# Trailer Ties



## jenkat86 (May 20, 2014)

What are your thoughts on the different types of trailer ties out there...mainly bungee vs. non- bungee vs. straight lead rope. I actually know of 6 people in my area that have had bad accidents with the bungee type trailer ties. 4 of those 6 had horses who's eyes were permanently damaged because of it. 

And I don't really want to get into the whole tying vs. not tying debate. I choose to tie my horses in my current set up.


----------



## karliejaye (Nov 19, 2011)

I use non-bungee trailer ties with quick release snaps. I also have seen horses get into trouble with bungee ties, one having to have an eye removed.


----------



## AQHA13 (Apr 19, 2017)

I choose to use a tie ring in the trailer. It's incredibly fast and easy to use. It creates enough resistance that the horses won't pull the lead rope though when they might be trying to reach something or smell another horse, etc. But it will release pressure if it is great enough, for example if a horse was to fall or whatever.


----------



## beau159 (Oct 4, 2010)

I also would say "no" to bungee ties, for the reason they can snap and injure an eye. 

I have something similiar to these in my trailer:
Nylon Trailer Tie - Horse.com

They don't have any "give" give to them. And I always attach the panic snap to the window side (not to the horse) so that I can easily undo the panic snap instead of trying to get close to a thrashing horse. 

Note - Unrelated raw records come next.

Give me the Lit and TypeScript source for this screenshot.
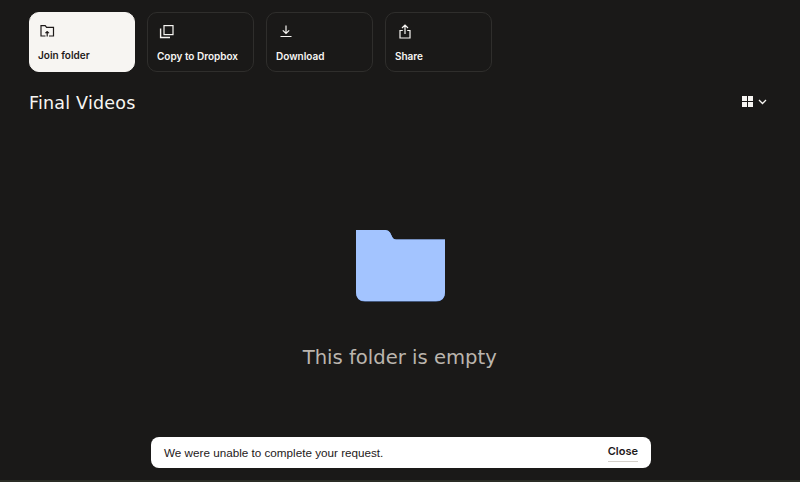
import { LitElement, html, css } from "lit";
import { customElement } from "lit/decorators.js";

@customElement("app-root")
export class AppRoot extends LitElement {
  static styles = css`
    :host { display: block; width: 800px; height: 482px; background: #1a1918; position: relative; overflow: hidden; font-family: "Inter", "Liberation Sans", sans-serif; }
    .page { display: flex; flex-direction: column; height: 480px; padding: 12px 29px 0 28.5px; box-sizing: border-box; }
    .actions { display: flex; gap: 12.33px; }
    .card { width: 106.67px; height: 60px; box-sizing: border-box; border: 1px solid #2f2e2c; border-radius: 10px; padding: 9px 8.5px 0; color: #f7f5f2; font-size: 10px; font-weight: 600; display: flex; flex-direction: column; gap: 9px; }
    .card.primary { background: #f7f5f2; border-color: #f7f5f2; color: #1e1919; gap: 8px; }
    .card svg { width: 18px; height: 18px; display: block; }
    .card span { line-height: 14px; white-space: nowrap; }
    .head { display: flex; justify-content: space-between; align-items: center; margin-top: 18px; height: 24px; padding-left: 0.5px; }
    h1 { margin: 0; font: 400 17.5px "DejaVu Sans", sans-serif; color: #f7f5f2; letter-spacing: 0.2px; position: relative; top: 1px; }
    .view { display: flex; align-items: center; gap: 5px; margin-right: 4px; }
    .grid { margin-top: -2px; }
    .empty { display: flex; flex-direction: column; align-items: center; margin-top: 115px; }
    .folder { margin-left: 2px; display: block; }
    .empty p { margin: 44px 0 0; font: 400 19.6px "DejaVu Sans", sans-serif; color: #bbb5ae; line-height: 24px; }
    .toast { position: absolute; left: 151px; top: 437px; width: 500px; height: 31px; background: #fff; border-radius: 8px; display: flex; justify-content: space-between; align-items: center; padding: 0 13px; box-sizing: border-box; font-size: 12px; color: #1e1919; }
    .msg { font: 400 11.7px "Liberation Sans", sans-serif; margin-top: -1px; }
    .close { font-weight: 600; font-size: 11px; line-height: 16px; border-bottom: 1px solid #d4d0ca; padding-bottom: 2px; }
    .edge { position: absolute; left: 0; right: 0; top: 480px; height: 2px; background: #2a2c25; }
  `;

  render() {
    return html`
      <div class="page">
        <div class="actions">
          <div class="card primary">
            <svg viewBox="0 0 18 18" fill="none" stroke="currentColor" stroke-width="1.2"><path d="M7.500 14H3V3.600h4.200l1.400 1.800H15.500V14H11"/><path d="M9.200 14.500V10"/><path d="M7.300 11 9.200 9l1.900 2z" fill="currentColor" stroke-width=".6"/></svg>
            <span>Join folder</span>
          </div>
          <div class="card">
            <svg viewBox="0 0 18 18" fill="none" stroke="currentColor" stroke-width="1.2"><rect x="7" y="3.600" width="9" height="9"/><path d="M3.600 6.500v9h9.400" stroke-width="1.400"/></svg>
            <span>Copy to Dropbox</span>
          </div>
          <div class="card">
            <svg viewBox="0 0 18 18" fill="none" stroke="currentColor" stroke-width="1.2"><path d="M10 3.500v8M6.800 8.300 10 11.500l3.200-3.200M4.500 14.500h11"/></svg>
            <span>Download</span>
          </div>
          <div class="card">
            <svg viewBox="0 0 18 18" fill="none" stroke="currentColor" stroke-width="1.2"><path d="M10 12V3.500M7 6 10 3l3 3M7.800 8.500H5v7.500h10V8.500h-2.800"/></svg>
            <span>Share</span>
          </div>
        </div>
        <div class="head">
          <h1>Final Videos</h1>
          <div class="view">
            <svg class="grid" width="11" height="11" viewBox="0 0 11 11" fill="#f7f5f2"><rect width="5" height="5"/><rect x="6" width="5" height="5"/><rect y="6" width="5" height="5"/><rect x="6" y="6" width="5" height="5"/></svg>
            <svg width="9" height="6" viewBox="0 0 9 6" fill="none" stroke="#f7f5f2" stroke-width="1.3"><path d="M1 1l3.500 3.500L8 1"/></svg>
          </div>
        </div>
        <div class="empty">
          <svg class="folder" width="89" height="73" viewBox="0 0 89 73">
            <path d="M0 1h29.500q3 0 4.500 2.500l2.500 5q1 2 3.500 2H89V63q0 9.500-9 9.500H9q-9 0-9-9.500z" fill="#6f98e0"/>
            <path d="M0 1h29.500q3 0 4.500 2.500l2.500 5q1 2 3.500 2H89V63q0 9-9 9H9q-9 0-9-9z" fill="#a3c4ff"/>
          </svg>
          <p>This folder is empty</p>
        </div>
      </div>
      <div class="toast"><span class="msg">We were unable to complete your request.</span><span class="close">Close</span></div>
      <div class="edge"></div>
    `;
  }
}
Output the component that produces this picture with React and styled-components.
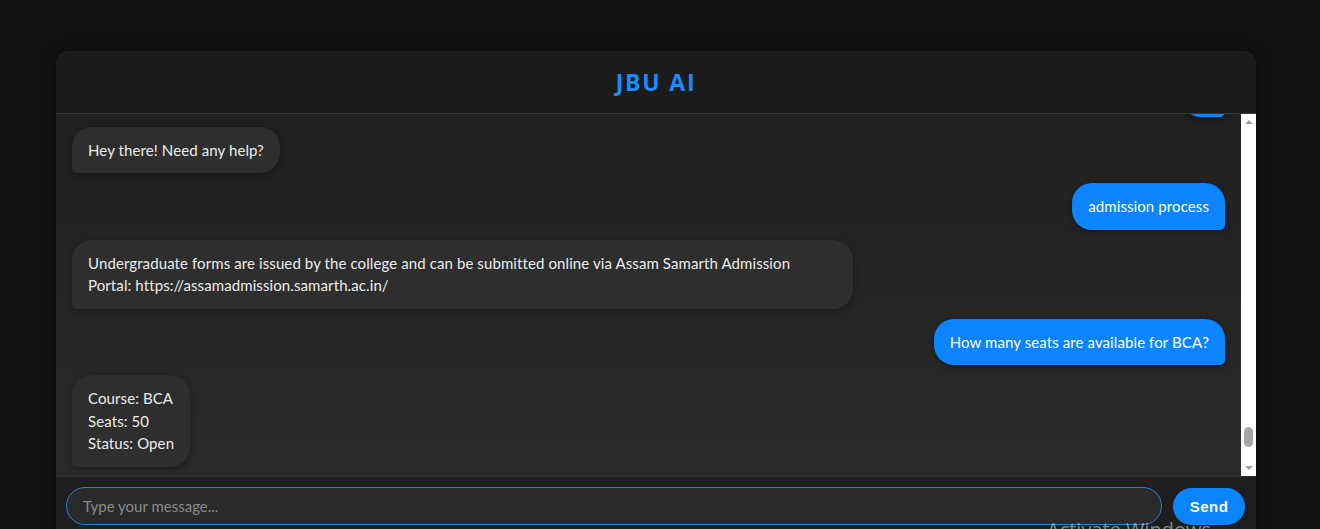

If I do tie my horses, I also haul in breakaway halters. If they were to happen to fall down, I don't want them hung. I want the halter to break.


----------



## DuckDodgers (May 28, 2013)

Definitely no bungee. It doesn't seem to provide much benefit, and if snapped could recoil and injure the horse. I've personally always just tied using the lead rope, though I don't own my own trailer and haven't had trailer ties available to me when I've used other peoples'. I like that when you untie the horse you don't have to worry about attaching the lead rope- it's already there! I also only use a breakaway halter when tying and make sure to untie before opening the trailer door.


----------



## PrivatePilot (Dec 7, 2009)

No bungees. Solid ties with panic breakaways for me.


----------



## jenkat86 (May 20, 2014)

DuckDodgers said:


> I like that when you untie the horse you don't have to worry about attaching the lead rope- it's already there!


That is a nice benefit! My lead ropes are really long, so there just seems to always be SO MUCH ROPE in the way. I suppose I could quickly fix that by getting a shorter lead rope. 

Beau159- I like your idea of putting the panic snap on the trailer, not the horse. I've been in a few situations where I wished I didn't have to grab up by the horse (not while trailering.)


----------



## ChitChatChet (Sep 9, 2013)

I use the lead rope to tie.

One of our horses unloaded himself once on his way to our home. We have trailered him many time since and no problems but I keep a stout halter and lead rope on him as I plan on him staying in the trailer.


----------



## DuckDodgers (May 28, 2013)

ChitChatChet said:


> I use the lead rope to tie.
> 
> One of our horses unloaded himself once on his way to our home. We have trailered him many time since and no problems but I keep a stout halter and lead rope on him as I plan on him staying in the trailer.


How would that even be possible in any trailer that's at all secure? Those doors generally lock from the outside... No way would I ever trust a trailer that a horse managed to escape while hauling, unless it was due to a huge human error! I really hope I'm getting the wrong idea of what happened...
_Posted via Mobile Device_


----------



## DuckDodgers (May 28, 2013)

jenkat86 said:


> That is a nice benefit! My lead ropes are really long, so there just seems to always be SO MUCH ROPE in the way. I suppose I could quickly fix that by getting a shorter lead rope.
> 
> Beau159- I like your idea of putting the panic snap on the trailer, not the horse. I've been in a few situations where I wished I didn't have to grab up by the horse (not while trailering.)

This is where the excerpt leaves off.